─── Rows ───

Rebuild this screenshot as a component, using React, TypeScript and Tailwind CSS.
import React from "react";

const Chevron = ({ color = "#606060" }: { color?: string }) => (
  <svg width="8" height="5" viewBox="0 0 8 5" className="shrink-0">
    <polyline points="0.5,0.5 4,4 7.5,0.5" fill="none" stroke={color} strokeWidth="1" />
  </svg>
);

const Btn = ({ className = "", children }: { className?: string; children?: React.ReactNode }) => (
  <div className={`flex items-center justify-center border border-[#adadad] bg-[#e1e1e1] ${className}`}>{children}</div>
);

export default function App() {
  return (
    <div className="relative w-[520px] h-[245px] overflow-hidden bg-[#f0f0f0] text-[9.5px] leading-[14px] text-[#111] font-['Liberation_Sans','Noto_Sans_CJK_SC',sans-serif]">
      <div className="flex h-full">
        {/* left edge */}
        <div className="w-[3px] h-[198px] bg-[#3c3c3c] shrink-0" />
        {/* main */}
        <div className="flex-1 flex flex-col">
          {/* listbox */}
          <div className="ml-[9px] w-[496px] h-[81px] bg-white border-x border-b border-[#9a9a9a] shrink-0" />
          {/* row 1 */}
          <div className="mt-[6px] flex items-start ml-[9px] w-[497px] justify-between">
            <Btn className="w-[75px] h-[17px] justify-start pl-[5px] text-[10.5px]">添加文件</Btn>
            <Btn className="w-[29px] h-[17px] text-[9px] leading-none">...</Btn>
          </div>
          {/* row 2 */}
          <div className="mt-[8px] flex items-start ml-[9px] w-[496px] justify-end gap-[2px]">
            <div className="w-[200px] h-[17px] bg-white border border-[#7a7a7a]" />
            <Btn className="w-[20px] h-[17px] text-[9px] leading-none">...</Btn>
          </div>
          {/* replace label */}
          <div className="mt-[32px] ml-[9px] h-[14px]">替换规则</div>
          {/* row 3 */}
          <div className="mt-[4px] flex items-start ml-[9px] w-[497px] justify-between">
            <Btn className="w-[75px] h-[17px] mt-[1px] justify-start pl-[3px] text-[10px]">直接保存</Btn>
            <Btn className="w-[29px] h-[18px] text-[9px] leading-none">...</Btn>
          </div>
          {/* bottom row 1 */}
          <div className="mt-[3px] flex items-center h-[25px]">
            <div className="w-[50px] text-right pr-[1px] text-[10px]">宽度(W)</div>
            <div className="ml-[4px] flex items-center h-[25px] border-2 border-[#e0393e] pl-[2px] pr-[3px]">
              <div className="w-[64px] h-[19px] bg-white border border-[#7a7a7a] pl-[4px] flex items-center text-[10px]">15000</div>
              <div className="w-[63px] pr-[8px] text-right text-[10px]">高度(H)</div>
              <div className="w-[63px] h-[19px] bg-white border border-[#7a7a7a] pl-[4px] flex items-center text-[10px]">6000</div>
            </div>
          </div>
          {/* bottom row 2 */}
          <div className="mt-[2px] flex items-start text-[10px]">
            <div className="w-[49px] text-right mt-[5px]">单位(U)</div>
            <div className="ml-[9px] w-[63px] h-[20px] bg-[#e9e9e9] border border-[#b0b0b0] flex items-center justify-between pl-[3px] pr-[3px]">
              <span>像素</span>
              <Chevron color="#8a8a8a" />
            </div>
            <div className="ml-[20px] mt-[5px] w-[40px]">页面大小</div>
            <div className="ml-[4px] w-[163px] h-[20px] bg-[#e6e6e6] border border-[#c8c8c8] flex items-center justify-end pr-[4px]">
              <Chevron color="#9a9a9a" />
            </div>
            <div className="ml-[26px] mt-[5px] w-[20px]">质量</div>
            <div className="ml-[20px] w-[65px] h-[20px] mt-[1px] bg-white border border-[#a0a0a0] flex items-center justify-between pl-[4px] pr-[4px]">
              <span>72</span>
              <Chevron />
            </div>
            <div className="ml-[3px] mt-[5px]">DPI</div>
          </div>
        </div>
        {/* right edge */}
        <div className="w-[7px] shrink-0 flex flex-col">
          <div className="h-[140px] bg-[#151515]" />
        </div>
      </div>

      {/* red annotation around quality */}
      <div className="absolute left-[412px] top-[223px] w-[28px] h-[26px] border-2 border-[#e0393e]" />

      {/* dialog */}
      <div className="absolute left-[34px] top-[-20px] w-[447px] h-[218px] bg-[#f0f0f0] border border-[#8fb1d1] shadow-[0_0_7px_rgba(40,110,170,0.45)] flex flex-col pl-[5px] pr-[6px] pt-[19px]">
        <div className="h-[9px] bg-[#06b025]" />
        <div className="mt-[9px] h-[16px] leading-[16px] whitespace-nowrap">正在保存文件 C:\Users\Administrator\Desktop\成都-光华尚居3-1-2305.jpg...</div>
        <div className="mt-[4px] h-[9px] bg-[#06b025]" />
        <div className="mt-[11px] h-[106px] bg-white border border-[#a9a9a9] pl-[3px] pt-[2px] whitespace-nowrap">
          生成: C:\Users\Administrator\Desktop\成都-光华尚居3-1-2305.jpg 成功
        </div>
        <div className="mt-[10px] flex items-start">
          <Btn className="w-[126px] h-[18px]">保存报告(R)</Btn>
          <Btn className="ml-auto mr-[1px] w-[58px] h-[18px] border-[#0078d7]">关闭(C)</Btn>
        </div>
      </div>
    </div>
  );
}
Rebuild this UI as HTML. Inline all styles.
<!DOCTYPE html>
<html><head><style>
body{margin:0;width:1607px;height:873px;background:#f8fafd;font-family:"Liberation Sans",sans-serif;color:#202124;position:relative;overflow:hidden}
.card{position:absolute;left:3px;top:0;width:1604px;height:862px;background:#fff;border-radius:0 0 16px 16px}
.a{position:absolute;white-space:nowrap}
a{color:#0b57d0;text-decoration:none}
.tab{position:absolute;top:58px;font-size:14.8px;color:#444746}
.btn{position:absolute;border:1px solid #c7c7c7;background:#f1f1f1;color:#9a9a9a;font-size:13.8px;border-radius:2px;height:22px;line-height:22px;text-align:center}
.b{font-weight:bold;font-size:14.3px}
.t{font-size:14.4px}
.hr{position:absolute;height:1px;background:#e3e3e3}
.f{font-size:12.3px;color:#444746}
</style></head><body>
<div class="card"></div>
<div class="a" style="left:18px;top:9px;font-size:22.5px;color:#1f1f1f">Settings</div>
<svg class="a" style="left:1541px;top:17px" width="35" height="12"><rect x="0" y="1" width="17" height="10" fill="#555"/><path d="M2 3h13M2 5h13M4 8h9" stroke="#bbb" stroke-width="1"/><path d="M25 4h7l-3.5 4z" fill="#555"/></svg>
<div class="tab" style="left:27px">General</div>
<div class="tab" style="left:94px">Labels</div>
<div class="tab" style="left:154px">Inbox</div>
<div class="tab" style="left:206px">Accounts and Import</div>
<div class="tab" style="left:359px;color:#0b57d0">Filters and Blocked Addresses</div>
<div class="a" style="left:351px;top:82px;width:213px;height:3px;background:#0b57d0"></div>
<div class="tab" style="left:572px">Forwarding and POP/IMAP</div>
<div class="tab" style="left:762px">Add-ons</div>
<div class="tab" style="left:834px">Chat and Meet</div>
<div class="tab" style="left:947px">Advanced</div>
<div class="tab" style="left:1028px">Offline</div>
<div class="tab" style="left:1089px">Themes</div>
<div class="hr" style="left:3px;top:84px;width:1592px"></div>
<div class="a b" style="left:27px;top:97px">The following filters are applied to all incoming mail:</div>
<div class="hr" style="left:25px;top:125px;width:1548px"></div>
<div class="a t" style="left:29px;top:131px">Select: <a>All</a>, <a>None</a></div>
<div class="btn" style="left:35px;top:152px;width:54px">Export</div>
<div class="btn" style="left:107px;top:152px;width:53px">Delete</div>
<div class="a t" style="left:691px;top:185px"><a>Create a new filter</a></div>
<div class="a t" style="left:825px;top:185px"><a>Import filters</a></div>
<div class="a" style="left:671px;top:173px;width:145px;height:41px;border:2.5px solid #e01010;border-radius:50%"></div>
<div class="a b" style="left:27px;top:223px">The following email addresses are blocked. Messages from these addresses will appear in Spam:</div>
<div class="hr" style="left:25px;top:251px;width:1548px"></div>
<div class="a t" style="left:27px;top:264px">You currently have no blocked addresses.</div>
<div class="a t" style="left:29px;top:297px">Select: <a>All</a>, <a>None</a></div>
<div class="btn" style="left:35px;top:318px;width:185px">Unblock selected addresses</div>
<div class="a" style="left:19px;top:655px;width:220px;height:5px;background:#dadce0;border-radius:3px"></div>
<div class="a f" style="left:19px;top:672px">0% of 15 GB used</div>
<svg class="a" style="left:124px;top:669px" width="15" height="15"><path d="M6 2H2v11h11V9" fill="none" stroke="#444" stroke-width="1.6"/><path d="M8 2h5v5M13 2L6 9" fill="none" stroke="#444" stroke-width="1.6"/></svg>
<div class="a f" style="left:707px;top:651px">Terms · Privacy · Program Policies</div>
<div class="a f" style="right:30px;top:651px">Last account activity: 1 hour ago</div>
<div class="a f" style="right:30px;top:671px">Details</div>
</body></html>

───

The exercise — Reproduce the entries exactly, starting at their first line and stopping after the line with "import React from".

Written answer —
Rebuild this screenshot as a component, using React, TypeScript and Tailwind CSS.
import React from "react";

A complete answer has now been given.